**Set exercise**
Every line of the material is to be quoted verbatim, minus the pictures.

-- START --

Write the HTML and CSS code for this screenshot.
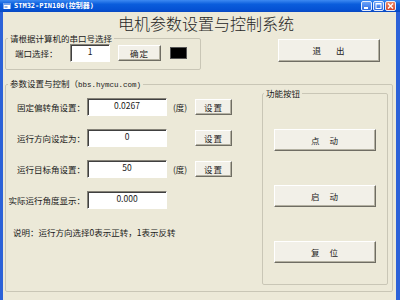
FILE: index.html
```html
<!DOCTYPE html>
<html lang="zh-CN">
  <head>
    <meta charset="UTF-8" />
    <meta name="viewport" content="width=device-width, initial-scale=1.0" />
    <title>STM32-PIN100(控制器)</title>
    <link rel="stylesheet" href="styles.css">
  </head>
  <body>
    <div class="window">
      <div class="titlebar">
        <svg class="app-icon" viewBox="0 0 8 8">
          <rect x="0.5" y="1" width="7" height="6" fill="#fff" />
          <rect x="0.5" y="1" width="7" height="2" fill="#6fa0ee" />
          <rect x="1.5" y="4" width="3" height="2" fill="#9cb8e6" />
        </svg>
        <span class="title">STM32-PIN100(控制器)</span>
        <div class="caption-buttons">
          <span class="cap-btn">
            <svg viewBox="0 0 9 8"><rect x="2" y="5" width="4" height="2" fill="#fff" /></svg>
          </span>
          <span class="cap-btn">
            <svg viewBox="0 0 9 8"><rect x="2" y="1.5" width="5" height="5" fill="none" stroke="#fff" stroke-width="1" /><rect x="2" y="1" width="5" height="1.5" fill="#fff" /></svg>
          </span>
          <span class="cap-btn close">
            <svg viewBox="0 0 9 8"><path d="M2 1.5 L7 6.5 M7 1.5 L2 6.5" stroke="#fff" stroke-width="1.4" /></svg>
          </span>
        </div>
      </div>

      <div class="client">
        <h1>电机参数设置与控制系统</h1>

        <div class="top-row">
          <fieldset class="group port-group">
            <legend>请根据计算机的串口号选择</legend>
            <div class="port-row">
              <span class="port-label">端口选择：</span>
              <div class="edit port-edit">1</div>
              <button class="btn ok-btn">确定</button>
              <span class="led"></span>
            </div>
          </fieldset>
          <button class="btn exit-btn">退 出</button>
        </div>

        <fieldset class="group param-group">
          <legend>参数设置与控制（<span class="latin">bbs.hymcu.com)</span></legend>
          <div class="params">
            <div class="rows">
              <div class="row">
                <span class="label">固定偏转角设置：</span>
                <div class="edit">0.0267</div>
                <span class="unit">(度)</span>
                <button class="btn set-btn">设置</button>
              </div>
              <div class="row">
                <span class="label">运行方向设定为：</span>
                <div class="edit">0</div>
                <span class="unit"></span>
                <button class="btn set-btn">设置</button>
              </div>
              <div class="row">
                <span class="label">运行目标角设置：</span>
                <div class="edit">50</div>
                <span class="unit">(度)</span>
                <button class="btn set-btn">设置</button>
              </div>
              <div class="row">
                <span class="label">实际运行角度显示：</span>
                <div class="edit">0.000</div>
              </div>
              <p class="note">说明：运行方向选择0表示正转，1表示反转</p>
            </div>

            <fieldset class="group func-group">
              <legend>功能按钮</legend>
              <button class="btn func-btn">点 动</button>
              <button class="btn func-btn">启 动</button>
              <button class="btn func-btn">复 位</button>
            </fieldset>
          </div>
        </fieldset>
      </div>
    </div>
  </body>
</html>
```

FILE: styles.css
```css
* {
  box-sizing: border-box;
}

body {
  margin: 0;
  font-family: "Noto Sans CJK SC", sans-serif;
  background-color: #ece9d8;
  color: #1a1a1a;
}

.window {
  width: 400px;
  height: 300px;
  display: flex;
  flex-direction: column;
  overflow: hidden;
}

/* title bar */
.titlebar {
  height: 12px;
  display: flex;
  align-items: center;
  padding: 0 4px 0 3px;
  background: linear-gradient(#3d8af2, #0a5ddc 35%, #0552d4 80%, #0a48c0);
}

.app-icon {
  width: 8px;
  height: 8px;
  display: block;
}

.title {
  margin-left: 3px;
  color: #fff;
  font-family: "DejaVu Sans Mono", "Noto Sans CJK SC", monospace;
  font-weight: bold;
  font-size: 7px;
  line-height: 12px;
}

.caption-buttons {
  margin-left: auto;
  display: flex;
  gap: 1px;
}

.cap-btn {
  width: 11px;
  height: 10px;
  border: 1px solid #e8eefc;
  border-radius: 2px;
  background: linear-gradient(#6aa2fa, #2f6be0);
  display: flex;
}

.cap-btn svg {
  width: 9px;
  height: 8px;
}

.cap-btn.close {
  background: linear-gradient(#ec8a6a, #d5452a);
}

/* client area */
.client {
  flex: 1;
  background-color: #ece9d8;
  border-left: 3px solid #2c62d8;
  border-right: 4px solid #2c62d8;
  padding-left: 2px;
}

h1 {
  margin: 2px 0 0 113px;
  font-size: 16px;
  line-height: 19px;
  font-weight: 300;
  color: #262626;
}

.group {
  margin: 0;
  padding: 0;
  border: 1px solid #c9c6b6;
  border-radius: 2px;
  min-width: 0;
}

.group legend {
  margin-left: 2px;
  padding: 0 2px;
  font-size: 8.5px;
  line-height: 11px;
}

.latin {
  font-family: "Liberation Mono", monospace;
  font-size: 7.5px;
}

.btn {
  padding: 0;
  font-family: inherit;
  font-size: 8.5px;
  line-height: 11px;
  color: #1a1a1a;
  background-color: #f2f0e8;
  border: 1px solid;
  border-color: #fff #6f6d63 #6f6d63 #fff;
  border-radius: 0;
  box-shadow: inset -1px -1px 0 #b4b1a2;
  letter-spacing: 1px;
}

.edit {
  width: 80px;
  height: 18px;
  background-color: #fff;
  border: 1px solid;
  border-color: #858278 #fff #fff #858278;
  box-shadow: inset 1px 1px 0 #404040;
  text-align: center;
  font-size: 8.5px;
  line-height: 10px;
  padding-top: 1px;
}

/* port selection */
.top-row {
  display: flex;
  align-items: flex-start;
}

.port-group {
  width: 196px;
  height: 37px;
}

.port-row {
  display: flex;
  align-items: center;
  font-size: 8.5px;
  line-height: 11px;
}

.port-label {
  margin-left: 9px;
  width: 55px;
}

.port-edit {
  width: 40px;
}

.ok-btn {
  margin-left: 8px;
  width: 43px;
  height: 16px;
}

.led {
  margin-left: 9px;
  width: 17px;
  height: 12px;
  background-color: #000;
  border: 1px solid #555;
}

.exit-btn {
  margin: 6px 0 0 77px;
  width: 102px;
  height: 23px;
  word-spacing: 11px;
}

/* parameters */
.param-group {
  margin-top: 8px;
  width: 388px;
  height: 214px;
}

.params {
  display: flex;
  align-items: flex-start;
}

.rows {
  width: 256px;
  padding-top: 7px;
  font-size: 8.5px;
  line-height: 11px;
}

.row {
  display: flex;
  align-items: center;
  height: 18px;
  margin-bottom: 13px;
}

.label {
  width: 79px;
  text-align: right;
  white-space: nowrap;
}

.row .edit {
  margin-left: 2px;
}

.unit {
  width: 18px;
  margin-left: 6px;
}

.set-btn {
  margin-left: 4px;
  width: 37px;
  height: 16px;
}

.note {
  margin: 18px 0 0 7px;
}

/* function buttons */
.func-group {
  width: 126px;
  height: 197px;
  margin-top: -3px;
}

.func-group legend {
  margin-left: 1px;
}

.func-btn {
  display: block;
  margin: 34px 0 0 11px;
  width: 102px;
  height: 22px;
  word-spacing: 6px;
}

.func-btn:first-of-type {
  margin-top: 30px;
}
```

-- END --

**Completed task**
Write the HTML and CSS code for this screenshot.
FILE: index.html
```html
<!DOCTYPE html>
<html lang="zh-CN">
  <head>
    <meta charset="UTF-8" />
    <meta name="viewport" content="width=device-width, initial-scale=1.0" />
    <title>STM32-PIN100(控制器)</title>
    <link rel="stylesheet" href="styles.css">
  </head>
  <body>
    <div class="window">
      <div class="titlebar">
        <svg class="app-icon" viewBox="0 0 8 8">
          <rect x="0.5" y="1" width="7" height="6" fill="#fff" />
          <rect x="0.5" y="1" width="7" height="2" fill="#6fa0ee" />
          <rect x="1.5" y="4" width="3" height="2" fill="#9cb8e6" />
        </svg>
        <span class="title">STM32-PIN100(控制器)</span>
        <div class="caption-buttons">
          <span class="cap-btn">
            <svg viewBox="0 0 9 8"><rect x="2" y="5" width="4" height="2" fill="#fff" /></svg>
          </span>
          <span class="cap-btn">
            <svg viewBox="0 0 9 8"><rect x="2" y="1.5" width="5" height="5" fill="none" stroke="#fff" stroke-width="1" /><rect x="2" y="1" width="5" height="1.5" fill="#fff" /></svg>
          </span>
          <span class="cap-btn close">
            <svg viewBox="0 0 9 8"><path d="M2 1.5 L7 6.5 M7 1.5 L2 6.5" stroke="#fff" stroke-width="1.4" /></svg>
          </span>
        </div>
      </div>

      <div class="client">
        <h1>电机参数设置与控制系统</h1>

        <div class="top-row">
          <fieldset class="group port-group">
            <legend>请根据计算机的串口号选择</legend>
            <div class="port-row">
              <span class="port-label">端口选择：</span>
              <div class="edit port-edit">1</div>
              <button class="btn ok-btn">确定</button>
              <span class="led"></span>
            </div>
          </fieldset>
          <button class="btn exit-btn">退 出</button>
        </div>

        <fieldset class="group param-group">
          <legend>参数设置与控制（<span class="latin">bbs.hymcu.com)</span></legend>
          <div class="params">
            <div class="rows">
              <div class="row">
                <span class="label">固定偏转角设置：</span>
                <div class="edit">0.0267</div>
                <span class="unit">(度)</span>
                <button class="btn set-btn">设置</button>
              </div>
              <div class="row">
                <span class="label">运行方向设定为：</span>
                <div class="edit">0</div>
                <span class="unit"></span>
                <button class="btn set-btn">设置</button>
              </div>
              <div class="row">
                <span class="label">运行目标角设置：</span>
                <div class="edit">50</div>
                <span class="unit">(度)</span>
                <button class="btn set-btn">设置</button>
              </div>
              <div class="row">
                <span class="label">实际运行角度显示：</span>
                <div class="edit">0.000</div>
              </div>
              <p class="note">说明：运行方向选择0表示正转，1表示反转</p>
            </div>

            <fieldset class="group func-group">
              <legend>功能按钮</legend>
              <button class="btn func-btn">点 动</button>
              <button class="btn func-btn">启 动</button>
              <button class="btn func-btn">复 位</button>
            </fieldset>
          </div>
        </fieldset>
      </div>
    </div>
  </body>
</html>
```

FILE: styles.css
```css
* {
  box-sizing: border-box;
}

body {
  margin: 0;
  font-family: "Noto Sans CJK SC", sans-serif;
  background-color: #ece9d8;
  color: #1a1a1a;
}

.window {
  width: 400px;
  height: 300px;
  display: flex;
  flex-direction: column;
  overflow: hidden;
}

/* title bar */
.titlebar {
  height: 12px;
  display: flex;
  align-items: center;
  padding: 0 4px 0 3px;
  background: linear-gradient(#3d8af2, #0a5ddc 35%, #0552d4 80%, #0a48c0);
}

.app-icon {
  width: 8px;
  height: 8px;
  display: block;
}

.title {
  margin-left: 3px;
  color: #fff;
  font-family: "DejaVu Sans Mono", "Noto Sans CJK SC", monospace;
  font-weight: bold;
  font-size: 7px;
  line-height: 12px;
}

.caption-buttons {
  margin-left: auto;
  display: flex;
  gap: 1px;
}

.cap-btn {
  width: 11px;
  height: 10px;
  border: 1px solid #e8eefc;
  border-radius: 2px;
  background: linear-gradient(#6aa2fa, #2f6be0);
  display: flex;
}

.cap-btn svg {
  width: 9px;
  height: 8px;
}

.cap-btn.close {
  background: linear-gradient(#ec8a6a, #d5452a);
}

/* client area */
.client {
  flex: 1;
  background-color: #ece9d8;
  border-left: 3px solid #2c62d8;
  border-right: 4px solid #2c62d8;
  padding-left: 2px;
}

h1 {
  margin: 2px 0 0 113px;
  font-size: 16px;
  line-height: 19px;
  font-weight: 300;
  color: #262626;
}

.group {
  margin: 0;
  padding: 0;
  border: 1px solid #c9c6b6;
  border-radius: 2px;
  min-width: 0;
}

.group legend {
  margin-left: 2px;
  padding: 0 2px;
  font-size: 8.5px;
  line-height: 11px;
}

.latin {
  font-family: "Liberation Mono", monospace;
  font-size: 7.5px;
}

.btn {
  padding: 0;
  font-family: inherit;
  font-size: 8.5px;
  line-height: 11px;
  color: #1a1a1a;
  background-color: #f2f0e8;
  border: 1px solid;
  border-color: #fff #6f6d63 #6f6d63 #fff;
  border-radius: 0;
  box-shadow: inset -1px -1px 0 #b4b1a2;
  letter-spacing: 1px;
}

.edit {
  width: 80px;
  height: 18px;
  background-color: #fff;
  border: 1px solid;
  border-color: #858278 #fff #fff #858278;
  box-shadow: inset 1px 1px 0 #404040;
  text-align: center;
  font-size: 8.5px;
  line-height: 10px;
  padding-top: 1px;
}

/* port selection */
.top-row {
  display: flex;
  align-items: flex-start;
}

.port-group {
  width: 196px;
  height: 37px;
}

.port-row {
  display: flex;
  align-items: center;
  font-size: 8.5px;
  line-height: 11px;
}

.port-label {
  margin-left: 9px;
  width: 55px;
}

.port-edit {
  width: 40px;
}

.ok-btn {
  margin-left: 8px;
  width: 43px;
  height: 16px;
}

.led {
  margin-left: 9px;
  width: 17px;
  height: 12px;
  background-color: #000;
  border: 1px solid #555;
}

.exit-btn {
  margin: 6px 0 0 77px;
  width: 102px;
  height: 23px;
  word-spacing: 11px;
}

/* parameters */
.param-group {
  margin-top: 8px;
  width: 388px;
  height: 214px;
}

.params {
  display: flex;
  align-items: flex-start;
}

.rows {
  width: 256px;
  padding-top: 7px;
  font-size: 8.5px;
  line-height: 11px;
}

.row {
  display: flex;
  align-items: center;
  height: 18px;
  margin-bottom: 13px;
}

.label {
  width: 79px;
  text-align: right;
  white-space: nowrap;
}

.row .edit {
  margin-left: 2px;
}

.unit {
  width: 18px;
  margin-left: 6px;
}

.set-btn {
  margin-left: 4px;
  width: 37px;
  height: 16px;
}

.note {
  margin: 18px 0 0 7px;
}

/* function buttons */
.func-group {
  width: 126px;
  height: 197px;
  margin-top: -3px;
}

.func-group legend {
  margin-left: 1px;
}

.func-btn {
  display: block;
  margin: 34px 0 0 11px;
  width: 102px;
  height: 22px;
  word-spacing: 6px;
}

.func-btn:first-of-type {
  margin-top: 30px;
}
```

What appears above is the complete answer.